* [Exercise goal]
Examine each line of the data. Copy those that contain the string "this".

* [Data to use]
# # #

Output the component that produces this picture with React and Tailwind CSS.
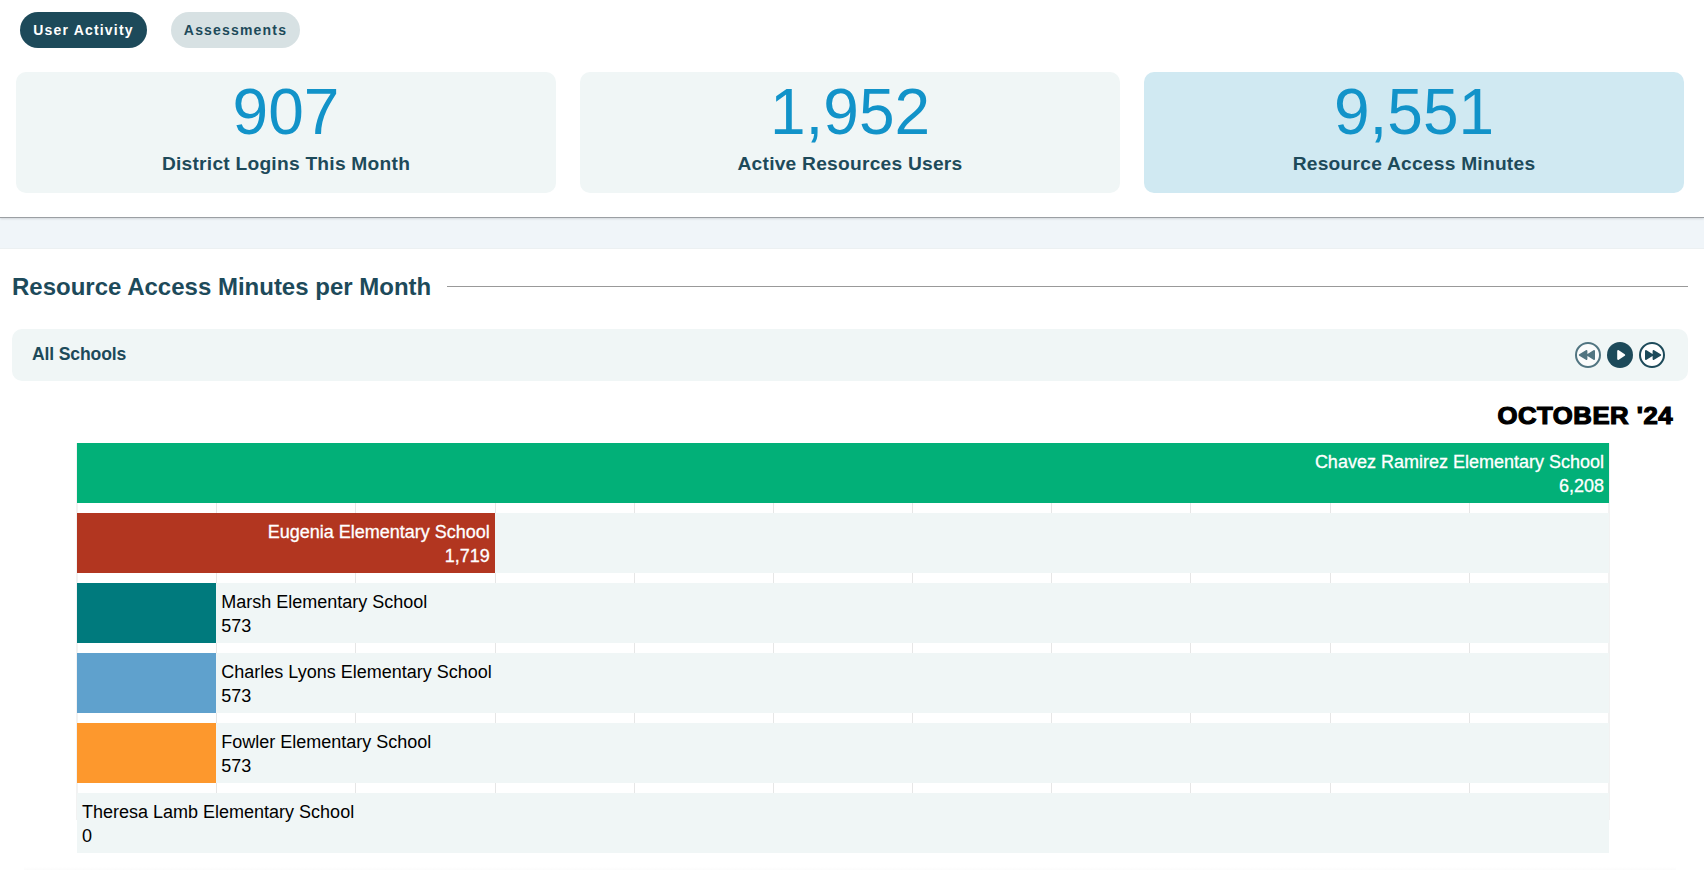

# # #

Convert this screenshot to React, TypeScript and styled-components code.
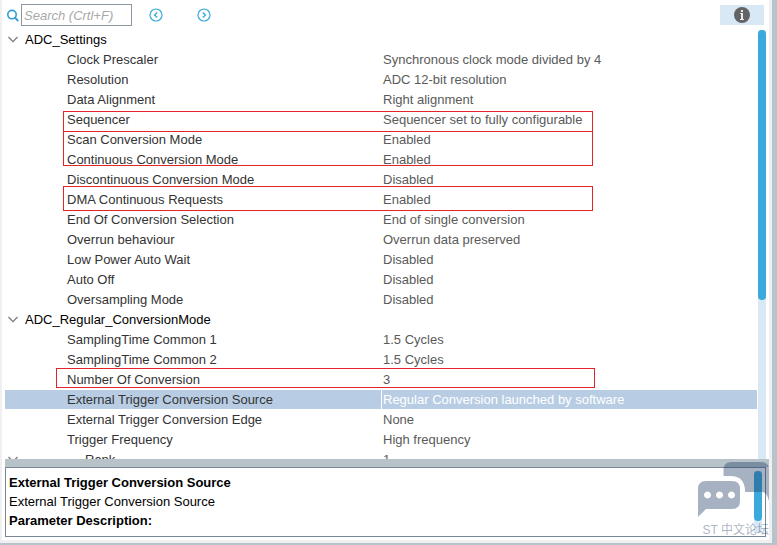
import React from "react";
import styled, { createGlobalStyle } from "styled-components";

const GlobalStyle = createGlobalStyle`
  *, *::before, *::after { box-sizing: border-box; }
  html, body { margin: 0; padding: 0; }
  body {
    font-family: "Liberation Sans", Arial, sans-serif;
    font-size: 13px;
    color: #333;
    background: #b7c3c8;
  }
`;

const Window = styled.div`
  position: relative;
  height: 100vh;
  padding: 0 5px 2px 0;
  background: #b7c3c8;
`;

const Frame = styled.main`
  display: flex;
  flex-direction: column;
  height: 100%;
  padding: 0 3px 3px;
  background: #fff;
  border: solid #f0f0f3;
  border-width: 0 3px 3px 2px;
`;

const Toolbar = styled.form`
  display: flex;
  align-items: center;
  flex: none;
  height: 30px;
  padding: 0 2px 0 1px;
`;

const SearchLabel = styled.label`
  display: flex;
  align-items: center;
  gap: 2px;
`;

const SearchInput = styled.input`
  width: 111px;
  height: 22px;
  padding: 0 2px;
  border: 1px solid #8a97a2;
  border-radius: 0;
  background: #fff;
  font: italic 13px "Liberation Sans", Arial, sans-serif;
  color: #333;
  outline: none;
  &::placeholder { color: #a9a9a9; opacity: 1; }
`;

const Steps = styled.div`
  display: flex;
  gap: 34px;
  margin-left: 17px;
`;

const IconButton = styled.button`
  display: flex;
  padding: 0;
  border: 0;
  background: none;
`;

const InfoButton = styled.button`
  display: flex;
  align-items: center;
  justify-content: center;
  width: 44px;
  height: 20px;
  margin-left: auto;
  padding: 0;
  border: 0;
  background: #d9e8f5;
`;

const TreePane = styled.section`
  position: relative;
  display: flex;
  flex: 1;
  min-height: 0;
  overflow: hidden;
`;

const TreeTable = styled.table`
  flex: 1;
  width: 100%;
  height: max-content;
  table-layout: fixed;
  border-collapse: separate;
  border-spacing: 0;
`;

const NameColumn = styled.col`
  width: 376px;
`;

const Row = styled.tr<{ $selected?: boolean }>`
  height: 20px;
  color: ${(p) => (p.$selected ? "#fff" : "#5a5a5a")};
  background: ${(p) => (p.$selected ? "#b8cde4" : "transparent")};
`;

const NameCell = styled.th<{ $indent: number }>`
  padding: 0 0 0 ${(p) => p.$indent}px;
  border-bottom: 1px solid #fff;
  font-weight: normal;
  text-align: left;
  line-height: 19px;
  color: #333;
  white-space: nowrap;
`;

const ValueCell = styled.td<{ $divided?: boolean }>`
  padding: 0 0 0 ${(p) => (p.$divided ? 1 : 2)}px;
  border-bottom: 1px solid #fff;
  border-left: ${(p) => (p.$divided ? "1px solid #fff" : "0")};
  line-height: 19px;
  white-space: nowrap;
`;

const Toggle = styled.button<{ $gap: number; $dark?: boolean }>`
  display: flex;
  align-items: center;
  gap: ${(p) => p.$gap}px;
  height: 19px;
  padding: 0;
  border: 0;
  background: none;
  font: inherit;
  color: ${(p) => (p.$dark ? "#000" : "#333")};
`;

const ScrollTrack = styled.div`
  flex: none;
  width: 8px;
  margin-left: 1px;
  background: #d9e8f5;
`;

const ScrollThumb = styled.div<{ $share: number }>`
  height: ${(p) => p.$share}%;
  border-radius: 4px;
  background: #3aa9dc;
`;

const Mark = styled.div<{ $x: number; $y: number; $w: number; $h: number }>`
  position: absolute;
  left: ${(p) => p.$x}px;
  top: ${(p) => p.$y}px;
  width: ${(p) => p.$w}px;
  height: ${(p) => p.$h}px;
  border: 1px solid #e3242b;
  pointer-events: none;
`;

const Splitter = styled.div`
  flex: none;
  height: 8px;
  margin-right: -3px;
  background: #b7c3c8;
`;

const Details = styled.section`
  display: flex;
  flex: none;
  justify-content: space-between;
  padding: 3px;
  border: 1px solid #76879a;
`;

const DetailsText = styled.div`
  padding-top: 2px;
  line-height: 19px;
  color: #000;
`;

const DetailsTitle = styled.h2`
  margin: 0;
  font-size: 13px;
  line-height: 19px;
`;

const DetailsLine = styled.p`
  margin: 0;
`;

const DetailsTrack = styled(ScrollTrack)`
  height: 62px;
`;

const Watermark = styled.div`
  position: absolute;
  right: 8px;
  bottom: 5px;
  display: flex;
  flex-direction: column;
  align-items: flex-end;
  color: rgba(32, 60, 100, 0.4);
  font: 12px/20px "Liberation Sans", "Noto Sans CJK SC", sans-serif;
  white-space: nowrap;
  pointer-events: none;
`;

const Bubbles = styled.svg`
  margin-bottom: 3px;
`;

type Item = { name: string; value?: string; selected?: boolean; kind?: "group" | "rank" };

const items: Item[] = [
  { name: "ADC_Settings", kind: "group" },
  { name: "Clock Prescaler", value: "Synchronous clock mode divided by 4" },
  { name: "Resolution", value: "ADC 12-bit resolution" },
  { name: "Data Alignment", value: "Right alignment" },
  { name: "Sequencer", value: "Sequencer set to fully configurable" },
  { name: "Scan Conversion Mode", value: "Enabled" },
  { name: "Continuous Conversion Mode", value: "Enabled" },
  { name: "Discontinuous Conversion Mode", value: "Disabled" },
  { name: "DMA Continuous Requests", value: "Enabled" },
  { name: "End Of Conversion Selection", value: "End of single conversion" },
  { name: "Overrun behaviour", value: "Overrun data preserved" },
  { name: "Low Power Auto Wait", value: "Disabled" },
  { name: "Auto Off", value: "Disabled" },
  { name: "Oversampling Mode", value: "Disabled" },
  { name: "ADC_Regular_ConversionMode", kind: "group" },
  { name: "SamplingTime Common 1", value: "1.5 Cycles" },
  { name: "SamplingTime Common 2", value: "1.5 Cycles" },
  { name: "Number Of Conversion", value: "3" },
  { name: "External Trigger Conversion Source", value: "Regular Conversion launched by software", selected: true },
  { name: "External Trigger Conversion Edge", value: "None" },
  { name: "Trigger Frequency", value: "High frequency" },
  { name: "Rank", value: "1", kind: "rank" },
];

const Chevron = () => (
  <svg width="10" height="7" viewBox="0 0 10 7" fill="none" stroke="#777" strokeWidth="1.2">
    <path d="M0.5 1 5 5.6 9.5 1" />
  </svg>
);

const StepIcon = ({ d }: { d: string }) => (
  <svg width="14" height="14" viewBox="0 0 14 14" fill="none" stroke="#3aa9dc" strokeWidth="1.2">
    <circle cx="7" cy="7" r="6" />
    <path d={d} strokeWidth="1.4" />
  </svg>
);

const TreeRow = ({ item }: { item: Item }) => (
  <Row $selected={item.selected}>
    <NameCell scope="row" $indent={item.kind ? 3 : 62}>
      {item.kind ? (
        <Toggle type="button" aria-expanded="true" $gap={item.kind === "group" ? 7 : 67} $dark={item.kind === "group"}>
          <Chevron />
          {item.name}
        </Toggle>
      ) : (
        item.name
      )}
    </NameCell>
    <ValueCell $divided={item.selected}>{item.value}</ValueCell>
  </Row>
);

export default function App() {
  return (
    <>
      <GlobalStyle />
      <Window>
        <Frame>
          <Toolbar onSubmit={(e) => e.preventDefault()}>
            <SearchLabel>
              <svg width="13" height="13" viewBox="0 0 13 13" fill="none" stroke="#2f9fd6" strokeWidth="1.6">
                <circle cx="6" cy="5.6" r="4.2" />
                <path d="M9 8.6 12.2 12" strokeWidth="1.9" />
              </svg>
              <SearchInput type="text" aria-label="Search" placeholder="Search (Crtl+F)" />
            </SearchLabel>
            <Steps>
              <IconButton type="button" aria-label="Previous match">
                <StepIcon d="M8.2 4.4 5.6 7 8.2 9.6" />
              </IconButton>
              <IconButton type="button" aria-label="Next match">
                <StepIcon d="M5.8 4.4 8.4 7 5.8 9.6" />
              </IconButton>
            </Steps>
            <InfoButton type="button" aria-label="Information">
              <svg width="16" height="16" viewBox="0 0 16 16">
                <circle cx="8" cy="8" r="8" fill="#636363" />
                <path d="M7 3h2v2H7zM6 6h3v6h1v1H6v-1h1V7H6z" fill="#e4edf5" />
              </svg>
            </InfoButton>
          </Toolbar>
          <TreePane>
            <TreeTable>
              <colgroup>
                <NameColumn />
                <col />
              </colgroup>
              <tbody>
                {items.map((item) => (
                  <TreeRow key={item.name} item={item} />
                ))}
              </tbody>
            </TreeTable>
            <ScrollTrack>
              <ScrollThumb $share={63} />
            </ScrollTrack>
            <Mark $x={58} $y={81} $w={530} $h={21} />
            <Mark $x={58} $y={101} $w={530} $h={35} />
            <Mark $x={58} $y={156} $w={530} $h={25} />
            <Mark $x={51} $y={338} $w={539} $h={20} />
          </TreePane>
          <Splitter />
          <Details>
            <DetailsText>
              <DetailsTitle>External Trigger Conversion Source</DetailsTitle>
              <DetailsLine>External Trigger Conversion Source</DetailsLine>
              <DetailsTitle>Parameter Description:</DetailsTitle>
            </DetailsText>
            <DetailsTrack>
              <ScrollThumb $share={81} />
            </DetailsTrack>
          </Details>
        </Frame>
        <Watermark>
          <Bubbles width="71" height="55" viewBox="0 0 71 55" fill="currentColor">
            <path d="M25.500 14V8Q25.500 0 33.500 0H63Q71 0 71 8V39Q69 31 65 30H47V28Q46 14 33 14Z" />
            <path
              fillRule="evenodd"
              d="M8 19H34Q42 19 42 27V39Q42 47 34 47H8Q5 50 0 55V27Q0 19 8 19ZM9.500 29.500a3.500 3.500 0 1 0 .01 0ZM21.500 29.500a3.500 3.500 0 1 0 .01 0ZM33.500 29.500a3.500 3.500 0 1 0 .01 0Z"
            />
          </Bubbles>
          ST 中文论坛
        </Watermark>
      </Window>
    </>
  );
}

# # #

* [Answer]
Output the component that produces this picture with React and Tailwind CSS.
Convert this screenshot to React, TypeScript and styled-components code.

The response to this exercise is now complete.